MCR MEDICAL CENTER REPORT

02/18/09

Quick study: Ovarian cancer therapy doesn't prolong life

 

BY MICHELLE L. BRANDT

   

The question: Can using the drug oregovomab following chemotherapy increase survival time for patients with advanced-stage ovarian cancer?

The disease: Each year, more than 20,000 new cases of ovarian cancer are diagnosed nationwide. Most patients are treated with a combination of chemotherapy and a taxane, a type of drug that blocks the growth of cancer cells. Following remission, some undergo so-called maintenance therapy - a continuation of low-dose chemotherapy - to try to keep the disease at bay; however, in 80 percent of these cases, the disease will re-occur. 'Those of us who treat women with ovarian cancer desperately need something better than what we have,' said Jonathan Berek, MD, professor and chair of obstetrics and gynecology.

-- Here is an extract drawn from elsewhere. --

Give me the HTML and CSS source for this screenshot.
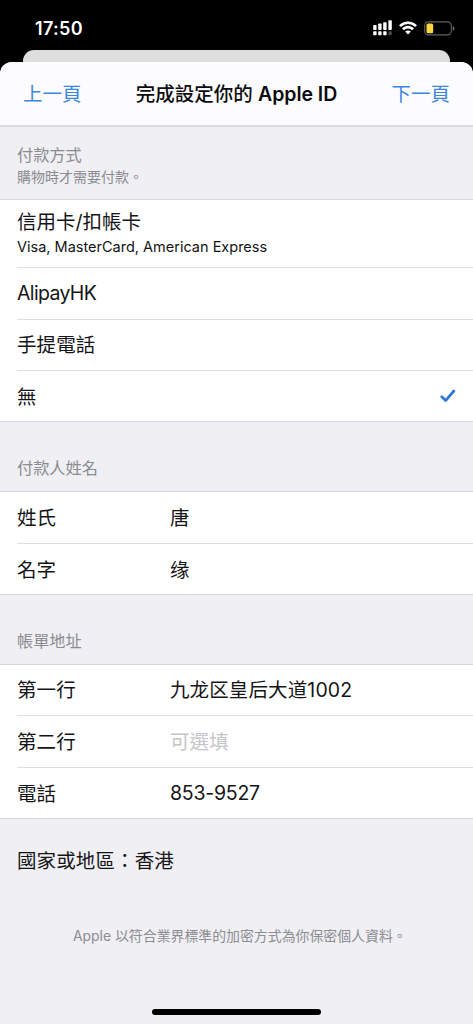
FILE: index.html
```html
<!DOCTYPE html>
<html lang="zh-Hant">
<head>
<meta charset="utf-8">
<title>完成設定你的 Apple ID</title>
<link rel="stylesheet" href="styles.css">
</head>
<body>
<div class="phone">
  <header class="status">
    <span class="time">17:50</span>
    <div class="status-icons">
      <svg class="signal" width="20" height="16" viewBox="0 0 20 16">
        <g fill="#fff">
          <rect x="0.2" y="5" width="3.4" height="5" rx="0.7"/>
          <rect x="5.2" y="3.6" width="3.4" height="6.4" rx="0.7"/>
          <rect x="10.2" y="2.2" width="3.4" height="7.8" rx="0.7"/>
          <rect x="15.4" y="0.2" width="3.4" height="9.8" rx="0.7"/>
          <rect x="0.2" y="11.2" width="3.4" height="4" rx="0.7"/>
          <rect x="5.2" y="11.2" width="3.4" height="4" rx="0.7"/>
          <rect x="10.2" y="11.2" width="3.4" height="4" rx="0.7"/>
          <rect x="15.4" y="11.2" width="3.4" height="4" rx="0.7" opacity="0.28"/>
        </g>
      </svg>
      <svg class="wifi" width="18" height="14" viewBox="0 0 18 14">
        <g fill="none" stroke="#fff" stroke-width="2.7">
          <path d="M1 5.1C5.5 .6 12.5 .6 17 5.1"/>
          <path d="M3.9 8.2C6.8 5.3 11.2 5.3 14.1 8.2"/>
        </g>
        <path fill="#fff" d="M6.1 10.5C7.8 9 10.2 9 11.9 10.5L9 13.5Z"/>
      </svg>
      <svg class="battery" width="31" height="15" viewBox="0 0 31 15">
        <rect x="0.7" y="0.9" width="26.6" height="13" rx="3.8" fill="none" stroke="#626262" stroke-width="1.1"/>
        <rect x="2.5" y="2.6" width="6.7" height="9.7" rx="1.6" fill="#f8d542"/>
        <path d="M28.8 5.1Q30.3 5.8 30.3 7.4T28.8 9.7Z" fill="#777"/>
      </svg>
    </div>
  </header>
  <div class="back-sheet"></div>
  <main class="sheet">
    <nav class="nav">
      <a class="nav-link">上一頁</a>
      <h1 class="title">完成設定你的 <span class="title-latin">Apple ID</span></h1>
      <a class="nav-link nav-next">下一頁</a>
    </nav>

    <div class="group-head group-head-first">
      <h2 class="group-title">付款方式</h2>
      <p class="group-note">購物時才需要付款。</p>
    </div>
    <section class="group">
      <div class="row row-card">
        <span>信用卡/扣帳卡</span>
        <span class="card-types">Visa, MasterCard, American Express</span>
      </div>
      <div class="row"><span class="alipay">AlipayHK</span></div>
      <div class="row">手提電話</div>
      <div class="row row-selected">
        <span>無</span>
        <svg class="check" width="16" height="14" viewBox="0 0 16 14"><path d="M1.8 7.8L5.6 11.6L13.8 2" fill="none" stroke="#3478d5" stroke-width="2.8" stroke-linecap="round" stroke-linejoin="round"/></svg>
      </div>
    </section>

    <div class="group-head"><h2 class="group-title">付款人姓名</h2></div>
    <section class="group">
      <div class="row field"><span>姓氏</span><span>唐</span></div>
      <div class="row field"><span>名字</span><span lang="zh-Hans">缘</span></div>
    </section>

    <div class="group-head"><h2 class="group-title">帳單地址</h2></div>
    <section class="group">
      <div class="row field"><span>第一行</span><span lang="zh-Hans">九龙区皇后大道1002</span></div>
      <div class="row field"><span>第二行</span><span class="placeholder">可選填</span></div>
      <div class="row field"><span>電話</span><span class="phone-number">853-9527</span></div>
    </section>

    <p class="region">國家或地區：香港</p>
    <p class="privacy">Apple 以符合業界標準的加密方式為你保密個人資料。</p>
    <div class="home-bar"></div>
  </main>
</div>
</body>
</html>
```
FILE: styles.css
```css
* { box-sizing: border-box; }
body {
  margin: 0;
  background: #000;
  font-family: Inter, "Noto Sans CJK TC", sans-serif;
  font-size: 19.5px;
  letter-spacing: 0.12px;
  color: #151517;
}
h1, h2, p { margin: 0; font-weight: 400; }
.phone {
  height: 1024px;
  display: flex;
  flex-direction: column;
  overflow: hidden;
}
.status {
  height: 50px;
  flex: none;
  display: flex;
  justify-content: space-between;
  padding: 17px 19px 0 35px;
}
.time {
  color: #fff;
  font-size: 18px;
  font-weight: 600;
  line-height: 24px;
  letter-spacing: 0.3px;
}
.status-icons { display: flex; align-items: flex-start; }
.signal { margin-top: 3px; }
.wifi { margin: 4px 7px 0 6px; }
.battery { margin-top: 4px; margin-right: -1px; }
.back-sheet {
  height: 12px;
  flex: none;
  margin: 0 23px;
  background: #dedede;
  border-radius: 11px 11px 0 0;
}
.sheet {
  flex: 1;
  display: flex;
  flex-direction: column;
  background: #efeff4;
  border-radius: 12px 12px 0 0;
  overflow: hidden;
}
.nav {
  height: 65px;
  flex: none;
  display: grid;
  grid-template-columns: 1fr auto 1fr;
  align-items: center;
  padding: 0 23px 2px;
  background: #fcfcfe;
  border-bottom: 2px solid #dddde1;
}
.nav-link { color: #3e87dc; letter-spacing: 0; }
.nav-next { text-align: right; }
.title {
  font-size: 19.5px;
  font-weight: 500;
  letter-spacing: 0;
  color: #0c0c0e;
}
.title-latin { font-weight: 600; letter-spacing: -0.05px; }
.group-head {
  height: 69px;
  flex: none;
  padding: 34px 17px 0;
  color: #8b8b90;
}
.group-head-first { height: 72px; padding-top: 16px; }
.group-title { font-size: 16.2px; line-height: 24px; letter-spacing: 0; }
.group-note { font-size: 14px; line-height: 20px; letter-spacing: 0; }
.group {
  flex: none;
  padding-left: 17px;
  background: #fff;
  border-top: 1px solid #d8d8dc;
  border-bottom: 1px solid #d8d8dc;
}
.row {
  height: 51.5px;
  display: flex;
  align-items: center;
  padding-bottom: 2px;
  border-bottom: 1px solid #dedee1;
}
.row:last-child { height: 50px; padding-bottom: 1px; border-bottom: 0; }
.row-card {
  height: 68px;
  flex-direction: column;
  align-items: flex-start;
  justify-content: center;
  padding-bottom: 0;
  letter-spacing: 0;
}
.row-card span { line-height: 25px; }
.row-card .card-types { font-size: 14.5px; line-height: 23px; }
.alipay { padding-top: 2px; letter-spacing: -0.65px; }
.row-selected { justify-content: space-between; padding-right: 17px; }
.field { display: grid; grid-template-columns: 153px 1fr; }
.phone-number { padding-top: 1px; letter-spacing: -0.25px; }
.placeholder { color: #c5c5c8; }
.region { padding: 27px 17px 0; line-height: 30px; }
.privacy {
  margin-top: 48px;
  padding-left: 73px;
  font-size: 13.9px;
  line-height: 24px;
  letter-spacing: 0;
  color: #8c8c91;
  white-space: nowrap;
}
.home-bar {
  width: 169px;
  height: 6px;
  margin: auto auto 9px;
  border-radius: 3px;
  background: #000;
}
```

The medication: Oregovomab is a monoclonal antibody that identifies and attacks tumor cells displaying CA-125, a glycoprotein found on most ovarian cancer cells. Early studies suggested that when used as maintenance therapy (as an alternative to low-dose chemotherapy), it had the potential to extend the time that a woman with advanced ovarian cancer would have without relapse.

The study: The randomized, double-blind study involved 367 patients with advanced ovarian cancer at more than 60 U.S. centers, including Stanford. The women all had previously undergone chemotherapy. The majority of participants were assigned to oregovomab, while the remainder received a placebo. The results appeared in the Jan. 20 issue of the Journal of Clinical Oncology.

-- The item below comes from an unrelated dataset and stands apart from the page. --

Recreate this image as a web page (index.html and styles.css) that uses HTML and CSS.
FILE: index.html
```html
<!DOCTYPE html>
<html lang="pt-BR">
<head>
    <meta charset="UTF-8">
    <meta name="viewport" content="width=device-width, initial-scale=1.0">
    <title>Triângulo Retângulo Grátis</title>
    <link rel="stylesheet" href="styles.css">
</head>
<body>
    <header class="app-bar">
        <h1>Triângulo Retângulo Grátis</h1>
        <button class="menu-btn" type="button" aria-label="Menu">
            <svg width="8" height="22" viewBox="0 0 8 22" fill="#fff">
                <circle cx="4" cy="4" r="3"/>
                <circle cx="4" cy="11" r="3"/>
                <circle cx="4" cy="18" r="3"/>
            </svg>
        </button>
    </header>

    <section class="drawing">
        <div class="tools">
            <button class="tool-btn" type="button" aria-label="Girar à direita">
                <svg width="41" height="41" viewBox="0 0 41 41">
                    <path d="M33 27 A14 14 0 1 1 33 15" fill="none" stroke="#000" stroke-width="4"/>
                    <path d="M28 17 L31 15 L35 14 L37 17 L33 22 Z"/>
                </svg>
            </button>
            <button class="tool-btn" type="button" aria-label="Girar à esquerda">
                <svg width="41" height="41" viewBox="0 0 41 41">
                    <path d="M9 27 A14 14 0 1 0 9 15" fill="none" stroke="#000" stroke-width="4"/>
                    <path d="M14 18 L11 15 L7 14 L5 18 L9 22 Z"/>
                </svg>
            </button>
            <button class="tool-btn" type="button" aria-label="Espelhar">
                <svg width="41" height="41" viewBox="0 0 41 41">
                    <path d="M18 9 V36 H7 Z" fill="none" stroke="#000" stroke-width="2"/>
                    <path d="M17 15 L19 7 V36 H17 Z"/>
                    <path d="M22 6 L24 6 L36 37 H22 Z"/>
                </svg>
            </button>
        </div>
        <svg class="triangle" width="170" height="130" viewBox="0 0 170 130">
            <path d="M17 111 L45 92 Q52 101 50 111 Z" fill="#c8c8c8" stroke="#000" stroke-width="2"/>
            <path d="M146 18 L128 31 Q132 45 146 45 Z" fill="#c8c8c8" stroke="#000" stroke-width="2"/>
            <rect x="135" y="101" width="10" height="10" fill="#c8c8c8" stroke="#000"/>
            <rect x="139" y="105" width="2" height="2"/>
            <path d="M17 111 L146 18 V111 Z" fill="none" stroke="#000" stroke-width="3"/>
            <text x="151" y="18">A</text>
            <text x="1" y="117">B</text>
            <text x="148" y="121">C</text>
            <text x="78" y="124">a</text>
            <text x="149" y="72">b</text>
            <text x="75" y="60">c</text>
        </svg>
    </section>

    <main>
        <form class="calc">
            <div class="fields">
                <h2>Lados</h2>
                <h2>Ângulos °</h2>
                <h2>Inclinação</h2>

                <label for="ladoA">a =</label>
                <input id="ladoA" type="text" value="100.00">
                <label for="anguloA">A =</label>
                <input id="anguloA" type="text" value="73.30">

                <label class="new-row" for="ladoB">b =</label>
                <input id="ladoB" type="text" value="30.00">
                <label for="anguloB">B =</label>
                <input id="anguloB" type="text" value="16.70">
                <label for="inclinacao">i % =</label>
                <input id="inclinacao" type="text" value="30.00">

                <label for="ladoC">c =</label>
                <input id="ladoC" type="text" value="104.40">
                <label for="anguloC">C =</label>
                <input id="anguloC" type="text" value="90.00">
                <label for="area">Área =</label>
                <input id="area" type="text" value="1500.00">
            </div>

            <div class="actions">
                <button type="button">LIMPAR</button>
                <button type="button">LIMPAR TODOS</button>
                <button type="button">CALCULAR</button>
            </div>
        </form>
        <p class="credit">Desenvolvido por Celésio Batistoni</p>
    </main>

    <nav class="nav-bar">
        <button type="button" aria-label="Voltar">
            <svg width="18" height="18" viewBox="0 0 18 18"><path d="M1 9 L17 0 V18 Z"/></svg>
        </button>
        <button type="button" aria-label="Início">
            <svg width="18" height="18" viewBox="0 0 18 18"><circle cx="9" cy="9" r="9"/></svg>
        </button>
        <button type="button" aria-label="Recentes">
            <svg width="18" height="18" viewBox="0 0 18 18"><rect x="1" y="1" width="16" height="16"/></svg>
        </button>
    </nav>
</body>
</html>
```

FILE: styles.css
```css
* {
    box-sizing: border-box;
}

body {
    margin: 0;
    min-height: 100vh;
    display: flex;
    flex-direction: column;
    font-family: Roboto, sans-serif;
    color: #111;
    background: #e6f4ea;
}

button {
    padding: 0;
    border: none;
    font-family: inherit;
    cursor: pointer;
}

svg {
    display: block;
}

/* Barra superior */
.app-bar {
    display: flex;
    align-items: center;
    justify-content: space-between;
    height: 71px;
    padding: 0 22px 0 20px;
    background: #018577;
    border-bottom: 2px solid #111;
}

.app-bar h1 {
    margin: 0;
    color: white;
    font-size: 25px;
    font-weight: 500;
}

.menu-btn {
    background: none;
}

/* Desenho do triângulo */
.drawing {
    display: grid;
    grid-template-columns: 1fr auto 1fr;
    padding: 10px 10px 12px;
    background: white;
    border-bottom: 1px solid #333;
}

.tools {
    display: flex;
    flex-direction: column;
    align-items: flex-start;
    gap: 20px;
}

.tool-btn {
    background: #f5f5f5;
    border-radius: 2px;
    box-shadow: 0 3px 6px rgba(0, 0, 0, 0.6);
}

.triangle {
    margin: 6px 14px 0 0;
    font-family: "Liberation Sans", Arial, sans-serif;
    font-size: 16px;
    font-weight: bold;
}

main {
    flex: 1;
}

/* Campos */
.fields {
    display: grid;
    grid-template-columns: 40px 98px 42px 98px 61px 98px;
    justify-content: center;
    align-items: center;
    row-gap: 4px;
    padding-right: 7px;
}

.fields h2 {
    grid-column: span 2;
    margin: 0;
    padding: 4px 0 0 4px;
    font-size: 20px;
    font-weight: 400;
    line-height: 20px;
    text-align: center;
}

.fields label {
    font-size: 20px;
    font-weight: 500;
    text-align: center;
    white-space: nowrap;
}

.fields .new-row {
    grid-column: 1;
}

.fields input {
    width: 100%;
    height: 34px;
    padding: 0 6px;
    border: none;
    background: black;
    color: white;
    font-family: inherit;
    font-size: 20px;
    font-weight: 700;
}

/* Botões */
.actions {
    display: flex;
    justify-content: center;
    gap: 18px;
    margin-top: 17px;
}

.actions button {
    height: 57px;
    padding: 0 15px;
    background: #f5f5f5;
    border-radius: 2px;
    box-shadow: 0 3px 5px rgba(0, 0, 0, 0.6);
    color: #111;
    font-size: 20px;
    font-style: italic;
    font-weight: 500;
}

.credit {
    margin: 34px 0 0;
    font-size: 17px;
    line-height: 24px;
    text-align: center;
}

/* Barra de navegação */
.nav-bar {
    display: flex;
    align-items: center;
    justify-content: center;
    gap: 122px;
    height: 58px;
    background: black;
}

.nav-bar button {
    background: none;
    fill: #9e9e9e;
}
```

The findings: Though the medication produced a strong immune response and was well-tolerated by patients, there were no differences in survival between those women who received oregovomab and those given placebo. There was also no statistical difference in the median time to relapse for the women in the two groups.

What's next: Since the medication produced a strong biologic and immune response in patients, it may still have a use in cancer treatment. Berek said that new studies are investigating whether monoclonal antibodies are useful when combined with standard chemotherapy as first-line treatment.